▶ **SET EXERCISE**: Can you print the data exactly and leave out each image?
———
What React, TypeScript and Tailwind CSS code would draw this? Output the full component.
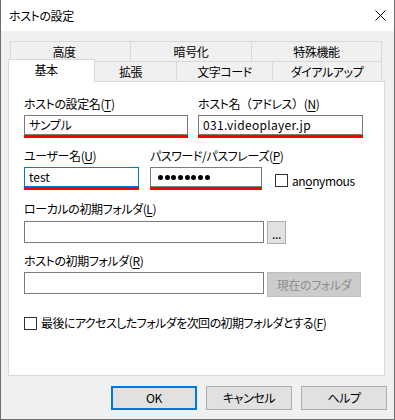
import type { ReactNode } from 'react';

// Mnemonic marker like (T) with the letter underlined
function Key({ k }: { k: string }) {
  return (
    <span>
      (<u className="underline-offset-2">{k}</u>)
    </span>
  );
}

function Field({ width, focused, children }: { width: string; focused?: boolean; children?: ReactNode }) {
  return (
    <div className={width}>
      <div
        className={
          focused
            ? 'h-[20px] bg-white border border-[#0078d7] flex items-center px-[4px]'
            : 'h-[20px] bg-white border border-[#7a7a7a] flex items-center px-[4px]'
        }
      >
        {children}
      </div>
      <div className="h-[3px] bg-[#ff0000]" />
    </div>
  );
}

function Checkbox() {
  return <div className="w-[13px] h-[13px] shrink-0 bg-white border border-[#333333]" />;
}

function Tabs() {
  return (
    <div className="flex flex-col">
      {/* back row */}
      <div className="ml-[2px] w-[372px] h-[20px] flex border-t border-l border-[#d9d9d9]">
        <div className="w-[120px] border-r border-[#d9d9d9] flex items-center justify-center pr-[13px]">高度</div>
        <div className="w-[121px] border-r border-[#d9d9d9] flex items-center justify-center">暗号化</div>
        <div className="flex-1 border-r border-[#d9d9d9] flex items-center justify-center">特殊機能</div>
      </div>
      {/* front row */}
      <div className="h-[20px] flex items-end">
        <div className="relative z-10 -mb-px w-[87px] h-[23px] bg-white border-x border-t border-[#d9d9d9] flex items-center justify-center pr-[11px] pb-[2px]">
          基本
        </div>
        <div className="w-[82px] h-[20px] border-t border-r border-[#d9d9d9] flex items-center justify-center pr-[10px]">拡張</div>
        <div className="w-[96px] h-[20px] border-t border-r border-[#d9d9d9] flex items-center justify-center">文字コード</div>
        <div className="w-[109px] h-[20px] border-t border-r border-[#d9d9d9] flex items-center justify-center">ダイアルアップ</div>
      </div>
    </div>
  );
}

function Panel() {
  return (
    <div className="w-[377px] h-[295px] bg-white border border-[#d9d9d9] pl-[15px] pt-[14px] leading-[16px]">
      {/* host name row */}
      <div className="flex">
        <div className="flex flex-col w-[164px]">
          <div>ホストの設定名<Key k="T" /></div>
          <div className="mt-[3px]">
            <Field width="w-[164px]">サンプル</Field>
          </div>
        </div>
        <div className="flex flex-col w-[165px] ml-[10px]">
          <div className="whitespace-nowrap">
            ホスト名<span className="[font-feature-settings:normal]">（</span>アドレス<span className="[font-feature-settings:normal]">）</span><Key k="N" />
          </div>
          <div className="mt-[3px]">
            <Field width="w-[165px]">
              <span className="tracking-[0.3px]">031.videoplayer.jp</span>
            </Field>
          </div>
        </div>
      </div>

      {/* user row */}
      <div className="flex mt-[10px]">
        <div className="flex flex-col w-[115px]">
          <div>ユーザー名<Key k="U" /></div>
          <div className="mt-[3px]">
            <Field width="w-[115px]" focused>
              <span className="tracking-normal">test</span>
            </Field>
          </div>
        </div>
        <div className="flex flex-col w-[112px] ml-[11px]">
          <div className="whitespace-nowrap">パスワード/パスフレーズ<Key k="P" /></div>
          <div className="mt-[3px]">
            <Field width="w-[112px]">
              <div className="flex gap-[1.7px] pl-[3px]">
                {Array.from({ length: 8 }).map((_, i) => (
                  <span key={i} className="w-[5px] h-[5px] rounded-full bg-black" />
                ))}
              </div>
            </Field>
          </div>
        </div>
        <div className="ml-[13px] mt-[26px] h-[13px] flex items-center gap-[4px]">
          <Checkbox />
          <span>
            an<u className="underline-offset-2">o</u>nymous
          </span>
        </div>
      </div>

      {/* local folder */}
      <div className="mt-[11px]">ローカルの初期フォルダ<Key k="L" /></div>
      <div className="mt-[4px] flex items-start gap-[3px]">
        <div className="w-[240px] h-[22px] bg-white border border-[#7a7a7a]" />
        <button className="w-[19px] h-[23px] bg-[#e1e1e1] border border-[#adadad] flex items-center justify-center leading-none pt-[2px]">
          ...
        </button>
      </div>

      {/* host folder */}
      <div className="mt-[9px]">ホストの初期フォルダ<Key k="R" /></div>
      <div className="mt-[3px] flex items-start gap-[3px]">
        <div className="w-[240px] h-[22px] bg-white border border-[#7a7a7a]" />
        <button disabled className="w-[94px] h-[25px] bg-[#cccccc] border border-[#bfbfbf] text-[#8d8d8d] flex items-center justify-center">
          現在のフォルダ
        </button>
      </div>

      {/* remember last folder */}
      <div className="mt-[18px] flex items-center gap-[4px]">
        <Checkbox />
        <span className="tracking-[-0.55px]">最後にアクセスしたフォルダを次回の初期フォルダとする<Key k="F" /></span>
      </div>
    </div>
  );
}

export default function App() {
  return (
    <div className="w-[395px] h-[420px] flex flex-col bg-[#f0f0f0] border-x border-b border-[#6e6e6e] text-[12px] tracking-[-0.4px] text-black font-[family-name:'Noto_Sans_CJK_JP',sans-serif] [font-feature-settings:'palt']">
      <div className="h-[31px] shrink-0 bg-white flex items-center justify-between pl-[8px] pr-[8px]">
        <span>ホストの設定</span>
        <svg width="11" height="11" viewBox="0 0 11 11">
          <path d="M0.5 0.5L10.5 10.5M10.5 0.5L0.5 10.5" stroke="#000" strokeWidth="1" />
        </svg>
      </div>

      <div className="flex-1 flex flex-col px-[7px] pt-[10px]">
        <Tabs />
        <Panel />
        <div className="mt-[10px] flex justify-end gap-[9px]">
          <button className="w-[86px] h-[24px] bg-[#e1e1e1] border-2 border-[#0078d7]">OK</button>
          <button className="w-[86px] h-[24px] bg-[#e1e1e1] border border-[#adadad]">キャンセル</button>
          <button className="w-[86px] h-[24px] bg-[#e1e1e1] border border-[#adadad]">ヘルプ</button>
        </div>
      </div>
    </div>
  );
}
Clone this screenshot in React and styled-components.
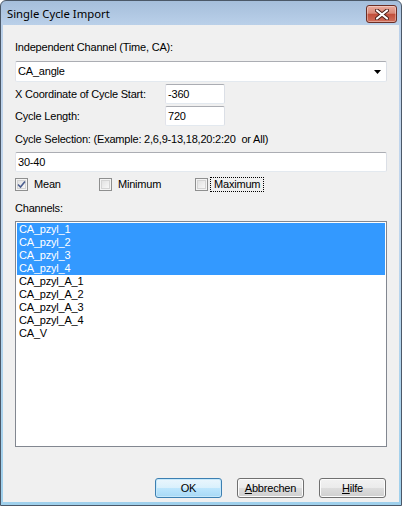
———
▶ **REPLY TO THE TASK**:
What React, TypeScript and Tailwind CSS code would draw this? Output the full component.
import type { ReactNode } from 'react';

// Mnemonic marker like (T) with the letter underlined
function Key({ k }: { k: string }) {
  return (
    <span>
      (<u className="underline-offset-2">{k}</u>)
    </span>
  );
}

function Field({ width, focused, children }: { width: string; focused?: boolean; children?: ReactNode }) {
  return (
    <div className={width}>
      <div
        className={
          focused
            ? 'h-[20px] bg-white border border-[#0078d7] flex items-center px-[4px]'
            : 'h-[20px] bg-white border border-[#7a7a7a] flex items-center px-[4px]'
        }
      >
        {children}
      </div>
      <div className="h-[3px] bg-[#ff0000]" />
    </div>
  );
}

function Checkbox() {
  return <div className="w-[13px] h-[13px] shrink-0 bg-white border border-[#333333]" />;
}

function Tabs() {
  return (
    <div className="flex flex-col">
      {/* back row */}
      <div className="ml-[2px] w-[372px] h-[20px] flex border-t border-l border-[#d9d9d9]">
        <div className="w-[120px] border-r border-[#d9d9d9] flex items-center justify-center pr-[13px]">高度</div>
        <div className="w-[121px] border-r border-[#d9d9d9] flex items-center justify-center">暗号化</div>
        <div className="flex-1 border-r border-[#d9d9d9] flex items-center justify-center">特殊機能</div>
      </div>
      {/* front row */}
      <div className="h-[20px] flex items-end">
        <div className="relative z-10 -mb-px w-[87px] h-[23px] bg-white border-x border-t border-[#d9d9d9] flex items-center justify-center pr-[11px] pb-[2px]">
          基本
        </div>
        <div className="w-[82px] h-[20px] border-t border-r border-[#d9d9d9] flex items-center justify-center pr-[10px]">拡張</div>
        <div className="w-[96px] h-[20px] border-t border-r border-[#d9d9d9] flex items-center justify-center">文字コード</div>
        <div className="w-[109px] h-[20px] border-t border-r border-[#d9d9d9] flex items-center justify-center">ダイアルアップ</div>
      </div>
    </div>
  );
}

function Panel() {
  return (
    <div className="w-[377px] h-[295px] bg-white border border-[#d9d9d9] pl-[15px] pt-[14px] leading-[16px]">
      {/* host name row */}
      <div className="flex">
        <div className="flex flex-col w-[164px]">
          <div>ホストの設定名<Key k="T" /></div>
          <div className="mt-[3px]">
            <Field width="w-[164px]">サンプル</Field>
          </div>
        </div>
        <div className="flex flex-col w-[165px] ml-[10px]">
          <div className="whitespace-nowrap">
            ホスト名<span className="[font-feature-settings:normal]">（</span>アドレス<span className="[font-feature-settings:normal]">）</span><Key k="N" />
          </div>
          <div className="mt-[3px]">
            <Field width="w-[165px]">
              <span className="tracking-[0.3px]">031.videoplayer.jp</span>
            </Field>
          </div>
        </div>
      </div>

      {/* user row */}
      <div className="flex mt-[10px]">
        <div className="flex flex-col w-[115px]">
          <div>ユーザー名<Key k="U" /></div>
          <div className="mt-[3px]">
            <Field width="w-[115px]" focused>
              <span className="tracking-normal">test</span>
            </Field>
          </div>
        </div>
        <div className="flex flex-col w-[112px] ml-[11px]">
          <div className="whitespace-nowrap">パスワード/パスフレーズ<Key k="P" /></div>
          <div className="mt-[3px]">
            <Field width="w-[112px]">
              <div className="flex gap-[1.7px] pl-[3px]">
                {Array.from({ length: 8 }).map((_, i) => (
                  <span key={i} className="w-[5px] h-[5px] rounded-full bg-black" />
                ))}
              </div>
            </Field>
          </div>
        </div>
        <div className="ml-[13px] mt-[26px] h-[13px] flex items-center gap-[4px]">
          <Checkbox />
          <span>
            an<u className="underline-offset-2">o</u>nymous
          </span>
        </div>
      </div>

      {/* local folder */}
      <div className="mt-[11px]">ローカルの初期フォルダ<Key k="L" /></div>
      <div className="mt-[4px] flex items-start gap-[3px]">
        <div className="w-[240px] h-[22px] bg-white border border-[#7a7a7a]" />
        <button className="w-[19px] h-[23px] bg-[#e1e1e1] border border-[#adadad] flex items-center justify-center leading-none pt-[2px]">
          ...
        </button>
      </div>

      {/* host folder */}
      <div className="mt-[9px]">ホストの初期フォルダ<Key k="R" /></div>
      <div className="mt-[3px] flex items-start gap-[3px]">
        <div className="w-[240px] h-[22px] bg-white border border-[#7a7a7a]" />
        <button disabled className="w-[94px] h-[25px] bg-[#cccccc] border border-[#bfbfbf] text-[#8d8d8d] flex items-center justify-center">
          現在のフォルダ
        </button>
      </div>

      {/* remember last folder */}
      <div className="mt-[18px] flex items-center gap-[4px]">
        <Checkbox />
        <span className="tracking-[-0.55px]">最後にアクセスしたフォルダを次回の初期フォルダとする<Key k="F" /></span>
      </div>
    </div>
  );
}

export default function App() {
  return (
    <div className="w-[395px] h-[420px] flex flex-col bg-[#f0f0f0] border-x border-b border-[#6e6e6e] text-[12px] tracking-[-0.4px] text-black font-[family-name:'Noto_Sans_CJK_JP',sans-serif] [font-feature-settings:'palt']">
      <div className="h-[31px] shrink-0 bg-white flex items-center justify-between pl-[8px] pr-[8px]">
        <span>ホストの設定</span>
        <svg width="11" height="11" viewBox="0 0 11 11">
          <path d="M0.5 0.5L10.5 10.5M10.5 0.5L0.5 10.5" stroke="#000" strokeWidth="1" />
        </svg>
      </div>

      <div className="flex-1 flex flex-col px-[7px] pt-[10px]">
        <Tabs />
        <Panel />
        <div className="mt-[10px] flex justify-end gap-[9px]">
          <button className="w-[86px] h-[24px] bg-[#e1e1e1] border-2 border-[#0078d7]">OK</button>
          <button className="w-[86px] h-[24px] bg-[#e1e1e1] border border-[#adadad]">キャンセル</button>
          <button className="w-[86px] h-[24px] bg-[#e1e1e1] border border-[#adadad]">ヘルプ</button>
        </div>
      </div>
    </div>
  );
}
Clone this screenshot in React and styled-components.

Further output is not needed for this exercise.